Advertiser acknowledges that he or she has read and fully understands this entire Agreement (below) and that, by submitting and/or clicking "yes," agrees with and accepts all the terms and conditions contained herein.


This Agreement (this “Agreement”) is made and entered effective on the date of submission (the “Effective Date”) by and between Dulles Moms LLC, dba DullesMoms.com (hereinafter “Company”), a limited liability company registered in the Commonwealth of Virginia, and the advertiser whose signature is contained in the signature line at the end of this agreement (hereinafter “Advertiser”).

NOW, THEREFORE, in consideration of the mutual covenants and promises of the parties hereto, and for other good and valuable consideration, the receipt and sufficiency of which are hereby acknowledged, the parties hereto agree as follows:

1. Services
a. Advertiser hereby purchases the identified advertising package (the “Package”) from the Company at the listed rates and for the specified duration: Please see the most recent invoice for package details.

b. Any additional services not otherwise contracted for herein shall be agreed to in writing between the parties, and the provision of advertising services shall be reflected in subsequent Company invoices.

2. Payment
a. Company shall provide an invoice to Advertiser reflecting the amount due for the Package purchased herein.

b. Advertiser agrees to pay the total amount listed in the billing invoice within thirty (30) days of the billing date listed on the Company’s invoice.

c. In the event that any account becomes past due, the full amount of the Advertiser’s account shall become due immediately.

d. Unpaid amount shall accrue interest at 2% per month.

e. Company reserves the right to request full or partial payment before publishing any advertisement on behalf of Advertiser.

f. Company reserves the right to cease publishing any advertisement when payment for previous advertising is over forty-five (45) days overdue.

g. Advertiser agrees to bear responsibility for all expenses incurred by Company in connection with the collection of past due amounts payable, including attorney’s fees and costs.

h. If any check or other payment to Company is returned, rejected, or dishonored, Company or any third party on its behalf, as applicable, may in each instance, to the extent permitted by law, assess a charge of fifty dollars ($50) for each returned check in addition to a charge equal to the total of all charges, costs, and expenses incurred by Company in connection with the collection, and/or Company may charge such other fees as may be permitted by applicable law.

3. Company Representations & Obligations
a. Company does not infer, promise, or guarantee exclusivity to the Advertiser. This includes business type, channel, event, promotion, or relatedness.

b. Except as otherwise expressly identified herein or otherwise identified in subsequent Company invoices, positioning of advertisements is at the sole discretion of the Company.

c. Advertiser acknowledges that Company has not made any guarantees with respect to usage, statistics, or levels of impressions for any advertising except where expressly identified below or otherwise identified in subsequent Company invoices.

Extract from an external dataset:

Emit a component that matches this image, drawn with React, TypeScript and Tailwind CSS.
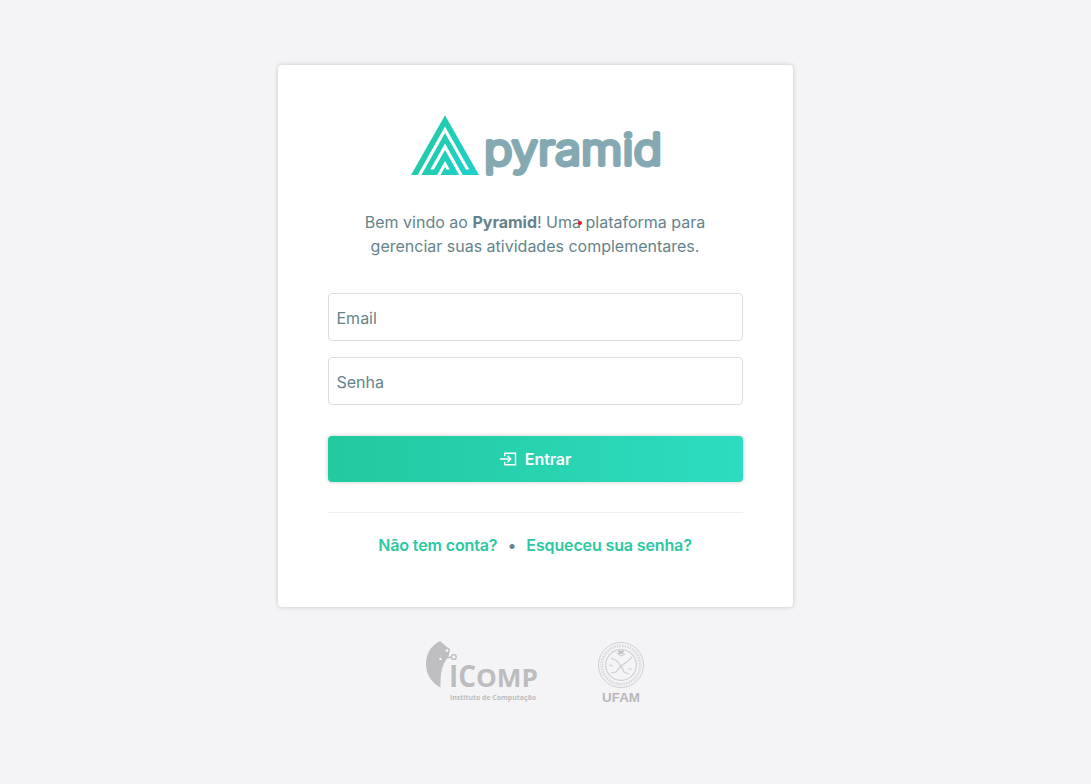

d. Company does not provide click-through metrics reports.

e. Company will only provide site traffic metrics, as well as Facebook Lifetime Post Impressions.

4. Termination
a. Cancellations are at the sole discretion of the Company.

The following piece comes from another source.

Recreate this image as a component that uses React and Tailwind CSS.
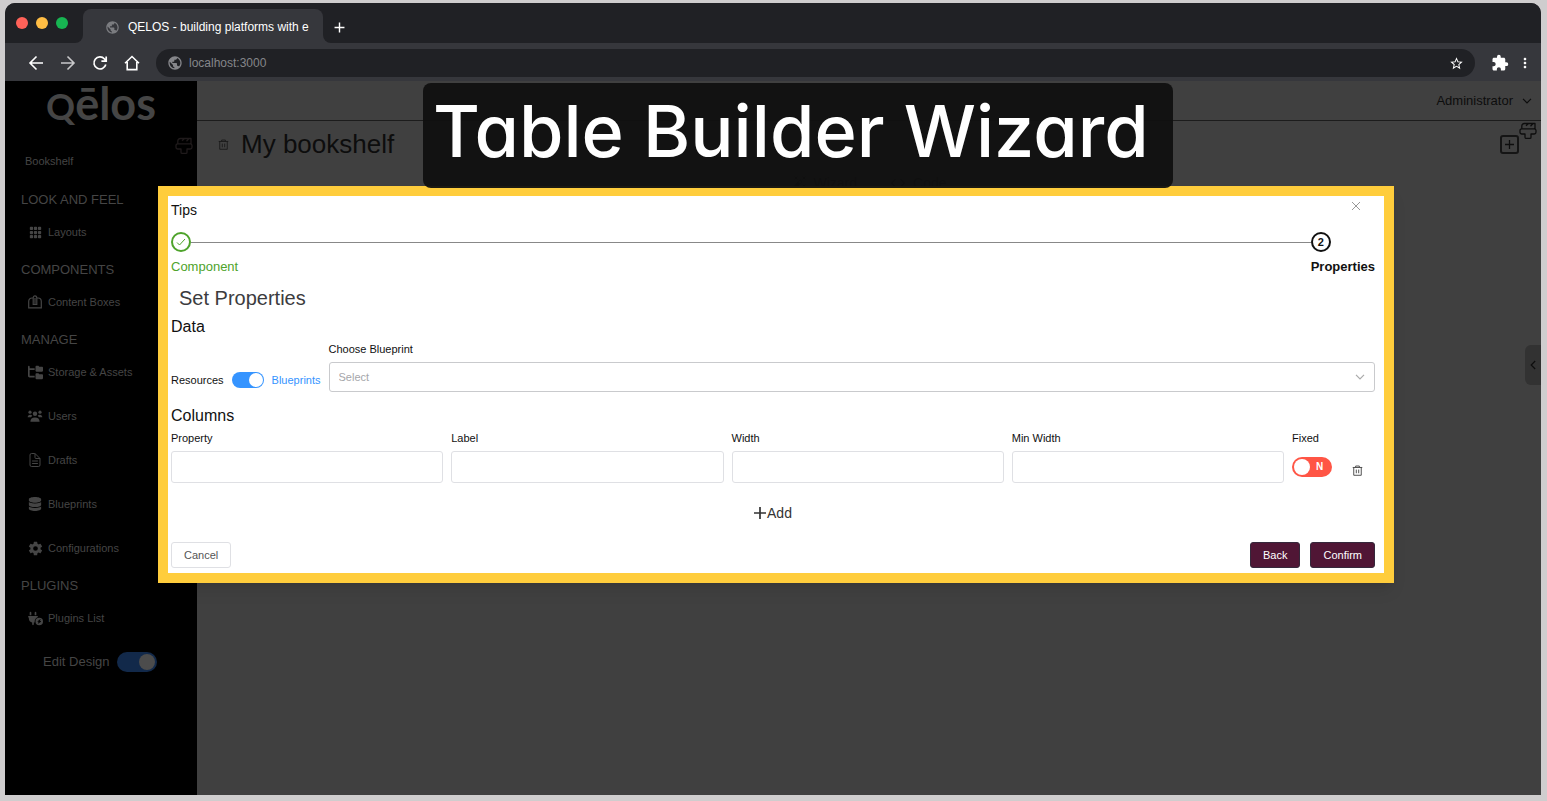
import { FaFolderTree, FaPlugCircleBolt, FaDatabase } from "react-icons/fa6";
import { BsGrid3X3GapFill } from "react-icons/bs";
import { IoDocumentTextOutline, IoSettingsSharp } from "react-icons/io5";
import { MdPublic, MdExtension, MdMoreVert, MdStarBorder, MdAdd, MdCode, MdAutoFixHigh } from "react-icons/md";

const HomeIcon = () => (
  <svg viewBox="0 0 16 16" className="size-4" fill="none" stroke="currentColor" strokeWidth="1.6">
    <path d="M1 8.3 8 1.5l7 6.8M3.2 7v7.6h9.6V7" />
  </svg>
);

const ArrowIcon = ({ className }) => (
  <svg viewBox="0 0 16 16" className={className} fill="none" stroke="currentColor" strokeWidth="1.600">
    <path d="M15 8H2M8.500 1.500 2 8l6.500 6.500" />
  </svg>
);

const ReloadIcon = () => (
  <svg viewBox="0 0 16 16" className="size-4" fill="none" stroke="currentColor" strokeWidth="1.700">
    <path d="M13.800 9.500A6 6 0 1 1 12.500 4L14 5.800M14.200 1.500v4.700H9.400" />
  </svg>
);

const UsersIcon = () => (
  <svg viewBox="0 0 16 14" className="h-3.5 w-4" fill="currentColor">
    <circle cx="3" cy="3.2" r="1.6" />
    <circle cx="13" cy="3.2" r="1.6" />
    <circle cx="8" cy="4.8" r="2.2" />
    <path d="M.7 8.2c0-1.600 1-2.500 2.400-2.500 1 0 1.700.4 2.200 1.100L4 8.200zM15.300 8.200c0-1.600-1-2.500-2.400-2.500-1 0-1.700.4-2.200 1.100L12 8.200zM3.400 12.700c0-2.600 1.600-4.200 4.600-4.200s4.600 1.600 4.600 4.200z" />
  </svg>
);

const BoxIcon = () => (
  <svg viewBox="0 0 16 16" className="size-4" fill="none" stroke="currentColor" strokeWidth="1.200">
    <path d="M6.200 4H5C3.200 4 1.700 5.200 1.700 7.500v6.300h12.600V7.500C14.300 5.200 12.800 4 11 4H9.800M6.200 10.500V4.200C6.200 2.600 7 1.800 8 1.800s1.800.8 1.800 2.400v6.300zM8 4v6.500" />
  </svg>
);

const TrashIcon = ({ className }) => (
  <svg viewBox="0 0 12 12" className={className} fill="none" stroke="currentColor" strokeWidth="1">
    <path d="M.8 2.700h10.400M4 2.500V1.100h4v1.400M1.900 2.700v8.500h8.200V2.700M4.700 5v4M7.300 5v4" />
  </svg>
);

const BrushIcon = () => (
  <svg viewBox="0 0 18 18" className="size-[18px]" fill="none" stroke="currentColor" strokeWidth="1.300" strokeLinejoin="round">
    <path d="M2.800 6.800V4c0-1.500 1-2.500 2.500-2.500H16v5.300M9.500 1.500 7 3.800M14 1.500l-2.500 2.800M2.800 6.800h12.400c1 0 1.800.7 1.800 1.700v1.700c0 1-.8 1.800-1.800 1.800H12v3.200c0 .7-.5 1.200-1.200 1.200H7.200c-.7 0-1.200-.5-1.200-1.200V12H2.800C1.800 12 1 11.200 1 10.200V8.500c0-1 .8-1.700 1.800-1.700z" />
  </svg>
);

const PlusIcon = ({ className }) => (
  <svg viewBox="0 0 12 12" className={className} fill="none" stroke="currentColor" strokeWidth="1.700">
    <path d="M6 0v12M0 6h12" />
  </svg>
);

const Chevron = ({ className }) => (
  <svg viewBox="0 0 10 6" className={className} fill="none" stroke="currentColor" strokeWidth="1.200">
    <path d="m1 .8 4 4 4-4" />
  </svg>
);

const sections = [
  { title: "LOOK AND FEEL", items: [["Layouts", <BsGrid3X3GapFill key="i" size={13} />]] },
  { title: "COMPONENTS", items: [["Content Boxes", <BoxIcon key="i" />]] },
  {
    title: "MANAGE",
    items: [
      ["Storage & Assets", <FaFolderTree key="i" size={15} />],
      ["Users", <UsersIcon key="i" />],
      ["Drafts", <IoDocumentTextOutline key="i" size={16} />],
      ["Blueprints", <FaDatabase key="i" size={14} />],
      ["Configurations", <IoSettingsSharp key="i" size={15} />],
    ],
  },
  { title: "PLUGINS", items: [["Plugins List", <FaPlugCircleBolt key="i" size={15} />]] },
];

function BrowserChrome() {
  return (
    <header className="shrink-0 text-white">
      <div className="flex h-10 items-end bg-[#36373c]">
        <div className="flex h-10 items-center gap-2 rounded-br-lg bg-[#202125] pr-[15px] pl-[11px]">
          <span className="size-3 rounded-full bg-[#ff6259]" />
          <span className="size-3 rounded-full bg-[#ffbd44]" />
          <span className="size-3 rounded-full bg-[#17b552]" />
        </div>
        <div className="flex h-10 items-end bg-[#202125]">
          <div className="flex h-[34px] w-60 items-center gap-2 rounded-t-lg bg-[#36373c] pt-0.5 pl-[22px] text-[12px]">
            <MdPublic size={15} className="shrink-0 text-[#7b7c80]" />
            <span className="whitespace-nowrap">QELOS - building platforms with e</span>
          </div>
        </div>
        <div className="flex h-10 flex-1 items-end rounded-bl-lg bg-[#202125]">
          <button aria-label="New tab" className="ml-2 flex h-8 items-center">
            <MdAdd size={17} />
          </button>
        </div>
      </div>
      <div className="flex h-[38px] items-center bg-[#36373c] pt-0.5 pr-2 pl-[23px]">
        <nav className="flex items-center gap-4">
          <button aria-label="Back to previous page"><ArrowIcon className="size-4" /></button>
          <button aria-label="Forward" className="text-[#c8c8ca]"><ArrowIcon className="size-4 rotate-180" /></button>
          <button aria-label="Reload"><ReloadIcon /></button>
          <button aria-label="Home"><HomeIcon /></button>
        </nav>
        <div className="ml-4 flex h-7 flex-1 items-center gap-1.5 rounded-full bg-[#202125] px-[11px]">
          <MdPublic size={16} className="text-[#85868a]" />
          <input aria-label="Address" defaultValue="localhost:3000" className="min-w-0 flex-1 bg-transparent text-[12px] text-[#85868a] outline-none" />
          <button aria-label="Bookmark"><MdStarBorder size={15} /></button>
        </div>
        <div className="ml-4 flex items-center gap-2">
          <button aria-label="Extensions"><MdExtension size={18} /></button>
          <button aria-label="More" className="flex w-4 justify-center"><MdMoreVert size={18} /></button>
        </div>
      </div>
    </header>
  );
}

function Sidebar() {
  return (
    <aside className="relative w-48 shrink-0 bg-black text-[#454545]">
      <div className="flex h-[52px] items-baseline justify-center font-[Lato,sans-serif] text-[45px] leading-[44px] font-bold">
        <span className="text-[36px]">Q</span>ēlos
      </div>
      <span className="absolute top-14 right-1 text-[#1f1a1b]"><BrushIcon /></span>
      <a href="#bookshelf" className="mt-4 ml-5 block h-[25px] text-[11px] leading-6">Bookshelf</a>
      {sections.map((s) => (
        <section key={s.title} className="mt-[14px]">
          <h2 className="ml-4 h-6 text-[13px] leading-6">{s.title}</h2>
          <ul className="flex flex-col gap-5 pt-2">
            {s.items.map(([label, icon]) => (
              <li key={label}>
                <a href="#item" className="ml-[22px] flex h-6 items-center gap-[5px] text-[11px]">
                  <span className="flex w-4 justify-center">{icon}</span>
                  {label}
                </a>
              </li>
            ))}
          </ul>
        </section>
      ))}
      <label className="mt-5 ml-[38px] flex h-6 items-center gap-2 text-[13px]">
        Edit Design
        <input type="checkbox" defaultChecked className="sr-only" />
        <span className="flex h-5 w-10 items-center justify-end rounded-full bg-[#12294a] p-0.5">
          <span className="size-4 rounded-full bg-[#4c4c4c]" />
        </span>
      </label>
    </aside>
  );
}

function Page() {
  return (
    <main className="relative min-w-0 flex-1 bg-[#404040] text-[#0d0d0d]">
      <div className="flex h-10 items-center justify-end border-b border-[#1c1c1c] pr-[9px]">
        <button className="flex items-center gap-[9px] text-[13px]">
          Administrator
          <Chevron className="h-1.5 w-2.5" />
        </button>
      </div>
      <div className="flex h-[46px] items-center gap-3 pr-[22px] pl-[21px]">
        <TrashIcon className="size-[11px] text-[#1a1a1a]" />
        <h1 className="flex-1 text-[26px]">My bookshelf</h1>
        <button aria-label="Add block" className="flex size-[19px] items-center justify-center rounded-[3px] border-2 border-[#151515]">
          <PlusIcon className="size-[9px]" />
        </button>
      </div>
      <div className="flex h-8 items-center justify-center gap-8 text-[14px]">
        <button className="flex items-center gap-1.5"><MdAutoFixHigh size={16} />Wizard</button>
        <button className="flex items-center gap-1.5"><MdCode size={18} />Code</button>
      </div>
      <span className="absolute top-[41px] right-1"><BrushIcon /></span>
      <button aria-label="Open panel" className="absolute top-[264px] right-0 flex h-10 w-4 items-center justify-center rounded-l-md bg-[#323232]">
        <Chevron className="h-1.5 w-2.5 rotate-90" />
      </button>
    </main>
  );
}

function Dialog() {
  return (
    <div role="dialog" aria-label="Set Properties" className="absolute top-[186px] right-[153px] left-[158px] border-10 border-[#ffcd3c] bg-white px-[3px] pt-[3px] pb-[5px] text-[#111] shadow-lg">
      <div className="pr-[6px]">
        <div className="flex h-6 items-start justify-between">
          <p className="text-[14px] leading-[22px]">Tips</p>
          <button aria-label="Close" className="mr-[14px] text-[#999]">
            <svg viewBox="0 0 10 10" className="mt-0.5 size-2.5" stroke="currentColor"><path d="m1 1 8 8M9 1 1 9" /></svg>
          </button>
        </div>
        <ol className="mt-[9px] flex text-[13px]">
          <li className="flex-1 text-[#4ea32b]">
            <div className="flex items-center">
              <span className="flex size-5 items-center justify-center rounded-full border-2 border-current">
                <svg viewBox="0 0 10 10" className="size-2.5" fill="none" stroke="currentColor"><path d="m1 5.500 2.500 2.500L9 2" /></svg>
              </span>
              <span className="h-px flex-1 bg-[#888]" />
            </div>
            <p className="mt-[5px] leading-5">Component</p>
          </li>
          <li className="font-bold">
            <span className="flex size-5 items-center justify-center rounded-full border-2 border-current text-[11px]">2</span>
            <p className="mt-[5px] leading-5">Properties</p>
          </li>
        </ol>
        <h2 className="mt-2 ml-2 h-[26px] text-[20px] leading-[26px] text-[#3c3c3e]">Set Properties</h2>
        <h3 className="mt-1 text-[16px] leading-6">Data</h3>
        <div className="flex items-end gap-2 text-[11px]">
          <label className="flex h-6 items-center gap-2">
            Resources
            <input type="checkbox" defaultChecked className="sr-only" />
            <span className="flex h-4 w-8 items-center justify-end rounded-full bg-[#3594ff] p-px">
              <span className="size-3.5 rounded-full bg-white" />
            </span>
            <span className="text-[#3594ff]">Blueprints</span>
          </label>
          <div className="flex-1">
            <label htmlFor="blueprint" className="block leading-5">Choose Blueprint</label>
            <div className="relative mt-[3px]">
              <select id="blueprint" className="block h-[30px] w-full appearance-none rounded-[3px] border border-[#c9cacd] bg-white pl-[9px] text-[11px] text-[#a5a6aa]">
                <option>Select</option>
              </select>
              <Chevron className="pointer-events-none absolute top-3 right-[10px] h-1.5 w-2.5 text-[#aaa]" />
            </div>
          </div>
        </div>
        <h3 className="mt-3 text-[16px] leading-6">Columns</h3>
        <div className="flex gap-2 text-[11px]">
          {["Property", "Label", "Width", "Min Width"].map((name) => (
            <label key={name} className="flex-1 leading-5">
              {name}
              <input className="mt-[3px] block h-8 w-full rounded-[3px] border border-[#dfe0e4] px-2" />
            </label>
          ))}
          <div className="flex w-[83px] justify-between pr-3">
            <label className="leading-5">
              Fixed
              <input type="checkbox" className="sr-only" />
              <span className="mt-[9px] flex h-5 w-10 items-center gap-1.5 rounded-full bg-[#ff5545] p-0.5 text-[10px] font-bold text-white">
                <span className="size-4 rounded-full bg-white" />N
              </span>
            </label>
            <button aria-label="Delete column" className="mt-[30px] h-6 text-[#444]"><TrashIcon className="size-[11px]" /></button>
          </div>
        </div>
        <div className="mt-[18px] flex justify-center">
          <button className="flex h-6 items-center gap-px text-[14px] text-[#333]"><PlusIcon className="size-3" />Add</button>
        </div>
        <footer className="mt-[17px] flex items-center justify-between text-[11px]">
          <button className="h-[26px] rounded-[3px] border border-[#dfe0e4] px-3 text-[#555]">Cancel</button>
          <div className="flex gap-[10px] text-white">
            <button className="h-[26px] rounded-[3px] border border-[#35283b] bg-[#501635] px-3">Back</button>
            <button className="h-[26px] rounded-[3px] border border-[#35283b] bg-[#501635] px-3">Confirm</button>
          </div>
        </footer>
      </div>
    </div>
  );
}

export default function App() {
  return (
    <div className="relative flex h-screen flex-col bg-[#cfcdce] pt-[3px] pr-[6px] pb-[6px] pl-[5px] font-['Liberation_Sans',Arial,sans-serif]">
      <div className="flex min-h-0 flex-1 flex-col overflow-hidden rounded-t-[10px]">
        <BrowserChrome />
        <div className="flex min-h-0 flex-1">
          <Sidebar />
          <Page />
        </div>
      </div>
      <Dialog />
      <div className="absolute top-[83px] left-[423px] h-[105px] rounded-lg bg-[#101010]/95 pr-6 pl-[10px] font-[Inter,sans-serif] text-[72px] leading-[96px] font-medium whitespace-nowrap text-white [font-feature-settings:'cv11']">
        Table Builder Wizard
      </div>
    </div>
  );
}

b. Advertiser understands and agrees that no refunds shall be issued if cancellation occurs as a result of Advertiser’s material breach of any of the terms set forth herein.

c. Should the Company exercise its right to cancel advertising services identified herein for any reason other than Advertiser’s material breach of this Agreement and before the conclusion of the contracted-for duration, the Company shall provide to Advertiser a prorated refund to be reflected in the subsequent and final Company invoice.

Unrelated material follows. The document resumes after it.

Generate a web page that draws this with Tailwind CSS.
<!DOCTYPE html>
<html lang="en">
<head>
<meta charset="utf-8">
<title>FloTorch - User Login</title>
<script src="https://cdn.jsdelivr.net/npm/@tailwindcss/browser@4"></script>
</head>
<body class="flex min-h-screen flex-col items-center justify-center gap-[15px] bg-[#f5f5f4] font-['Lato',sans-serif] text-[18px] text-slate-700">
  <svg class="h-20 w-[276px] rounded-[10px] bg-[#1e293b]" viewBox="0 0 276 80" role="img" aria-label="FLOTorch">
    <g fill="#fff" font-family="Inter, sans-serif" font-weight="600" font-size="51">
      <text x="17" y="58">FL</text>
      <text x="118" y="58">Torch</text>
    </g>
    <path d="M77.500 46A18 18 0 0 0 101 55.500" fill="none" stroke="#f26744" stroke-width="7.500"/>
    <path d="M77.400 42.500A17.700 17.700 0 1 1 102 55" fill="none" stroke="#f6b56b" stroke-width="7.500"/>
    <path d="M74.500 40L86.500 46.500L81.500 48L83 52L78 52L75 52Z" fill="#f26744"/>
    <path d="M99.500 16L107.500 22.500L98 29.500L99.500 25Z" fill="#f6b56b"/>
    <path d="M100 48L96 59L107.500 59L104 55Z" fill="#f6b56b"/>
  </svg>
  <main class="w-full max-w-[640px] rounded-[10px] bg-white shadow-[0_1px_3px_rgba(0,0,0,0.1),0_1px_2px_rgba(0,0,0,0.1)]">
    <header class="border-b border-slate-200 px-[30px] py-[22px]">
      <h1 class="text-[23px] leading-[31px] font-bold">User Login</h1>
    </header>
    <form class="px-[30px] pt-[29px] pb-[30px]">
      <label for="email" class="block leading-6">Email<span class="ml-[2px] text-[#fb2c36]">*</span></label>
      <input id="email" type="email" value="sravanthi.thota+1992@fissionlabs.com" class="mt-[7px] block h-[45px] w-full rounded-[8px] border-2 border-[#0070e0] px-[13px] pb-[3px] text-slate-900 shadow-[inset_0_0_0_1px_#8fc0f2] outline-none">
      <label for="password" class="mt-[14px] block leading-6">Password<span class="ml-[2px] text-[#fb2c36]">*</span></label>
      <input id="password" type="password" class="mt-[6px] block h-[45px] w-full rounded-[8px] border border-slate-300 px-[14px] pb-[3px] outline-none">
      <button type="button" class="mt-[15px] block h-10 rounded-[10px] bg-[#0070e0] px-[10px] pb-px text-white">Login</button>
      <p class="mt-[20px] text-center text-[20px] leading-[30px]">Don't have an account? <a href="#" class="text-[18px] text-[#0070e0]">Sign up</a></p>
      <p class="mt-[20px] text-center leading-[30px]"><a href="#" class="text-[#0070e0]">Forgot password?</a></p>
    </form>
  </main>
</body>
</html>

5. Indemnification & Limitations on Liability
a. Advertiser assumes all liability for the content of advertising and agrees to defend, hold harmless, and indemnify Company from all claims, losses, judgments, damages, costs, and expenses of any nature whatsoever, including but not limited to reasonable attorney fees, for which Company may become liable by reason of its publication of the Advertiser’s advertisements.

b. Liability for typographical errors, wrong insertions, late publications, and/or nonpublication, or other nonperformance is limited to the monthly amount charged to the Advertiser by Company for the specific package element affected.

c. Recourse hereunder against Company shall forever be limited exclusively to the amount owed by Advertiser for the month in which the alleged liability arose. In no event shall recourse include consequential, special, or indirect damages or claims for loss of profit or business. The foregoing limitations and disclaimers will apply irrespective of whether the possibility of such damages has been disclosed to the Company in advance or could have reasonably been foreseen by the Company. No individual member, officer, official, employee, volunteer, agent, or affiliate of the Company shall be personally liable hereunder, and no recourse shall be held against any such party’s assets by reason of a breach of this Agreement by the Company or otherwise. The provisions of this section shall survive the termination of this Agreement.

d. Neither party shall be held responsible for delay or failure in performance under this Agreement caused by acts of God, fires, floods, strikes, terrorism, work stoppages, the breakdown of equipment, government action, internet or website downtime, or other causes beyond the affected parties’ reasonable control.

e. Failure or omission by Company at any time to enforce or require strict or timely compliance with any provision of this Agreement shall not affect or impair that provision in any way or the rights of Company to avail itself of remedies it may have in respect to any breach of that provision. Any waiver or consent given by Company must be in writing and shall be effective only as to that instance and will not be construed as a bar to or waiver of any right on any other occasion.

6. Miscellaneous
a. This Agreement is governed by the laws of the Commonwealth of Virginia without regard to its principles of conflicts of laws. Any dispute under this Agreement shall be subject to the exclusive jurisdiction of courts located in the Commonwealth of Virginia located nearest to the Company’s principal business office and Advertiser, and the Company consent to the personal jurisdiction of such courts and waive any objection to such courts’ jurisdiction and venue.

b. This Agreement may be executed by facsimile, PDF, or electronic agreement, and in one or more counterparts, each of which shall be deemed an original and all of which shall be considered one and the same Agreement and shall become effective when one or more counterparts have been signed by each of the Parties and delivered to the other Party.